One additional wrinkle concerns what happens when a reader or a writer calls close() on an end of a pipe. You will need to implement close() for file descriptors. Additionally, your implementation will need to recognize when the last writer has closed and deliver an EOF to any readers after the last byte from the pipe has been read. For example, imagine

writer executes write(pd[1],buf,10) followed by close(pd[1])
reader executes read(pd[0],buf,10) followed by read(pd[0],buf,10)

and that the writer runs both of its commands before the reader runs any command. After the writer calls close(), your implementation should note that the pipe has no writers left, but that there is a reader and there is undelivered data. The first read should return the 10 bytes in the order that the writer wrote them. The second read, however, should return immediately with an EOF since there is no data in the pipe and no writers left to write any data. If the writer had not called close() then the second read should block until either more data is written to the pipe or the writer calls close().

In the reverse case, if there are no readers for a pipe, a writer attempting to write the pipe should get an EBADF error (or some other error, but EBADF is a good choice) indicating that file descriptor is invalid. You need to be careful with test codes here.

Dup, Dup2, and Pipe Systems Calls

Read the man pages carefully for these calls. The tricky part here is that you are going to need to keep track of how many file descriptors point to the writer side and how many point to the reader side. The easiest way to do this is with reference counters for readers and writers. For example, when a process calls pipe(pd) you'll create a pipe data structure and point two different file descriptors to it (which you return as the entries of pd -- see the man page). You will also want to set a reader reference count to 1 and a write reference count to 1 to indicate that there are open read and write file descriptors.
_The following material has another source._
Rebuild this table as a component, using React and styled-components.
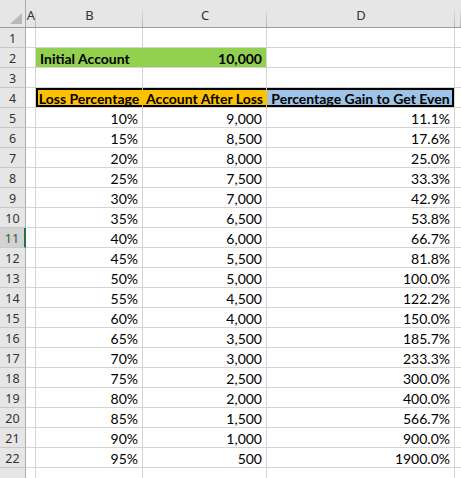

You will also need to allocate two free file descriptors from the PCB whenever a pipe system call is executed by a user program. It is okay for the file descriptor table to be of fixed size (make it large enough to handle several pipes simultaneously along with stdin, stdout, and stderr). If you are out of file descriptors, then the pipe system call should return an error.

Similarly, you'll need to free file descriptors when a file descriptor is closed.

Now let's imagine that the process forks. You will need to make copies of the file descriptors in the child process so that the parent and child file descriptor table look the same. Notice also, though, that you should bump the reference counts both to 2 since there are now two open writer file descriptors (one in the parent and one in the child) and also two open read descriptors.

Now let's say that the parent closed pd[0] (the read side of the pipe) and the child closes pd[1] (the write side of the pipe). That is, the parent intends to write into the pipe but never to read and, similarly the child intends to read from the pipe but never to write. What should the reference counts be after the two close operations? The writer count should be 1, and the reader count should be 1.

Notice that you'll need to make sure the pipe reference counts are correct in your process exit processing as well. For example, imagine that the writer in this case exits. The call to exit() in your OS should decrement the writer reference count and treat the reader as if the writer has closed the pipe. That is, the file descriptor gets closed either when the process calls close() on it, or when it dies.

Final Hints

Since there is no cook book for this lab, the best thing to do is to understand as thoroughly as possible the pipe(), dup() and dup2() system calls and to write a bunch of your own test codes that you both compile for Linux and cross compile for your KOS. Using ksh to launch programs with pipes is an excellent way to drive your system but as your last lab may have shown, there is a lot happening with ksh that you may not understand. Writing a simple test code that exercises the exact features you are implementing at any one time can save you time and frustration.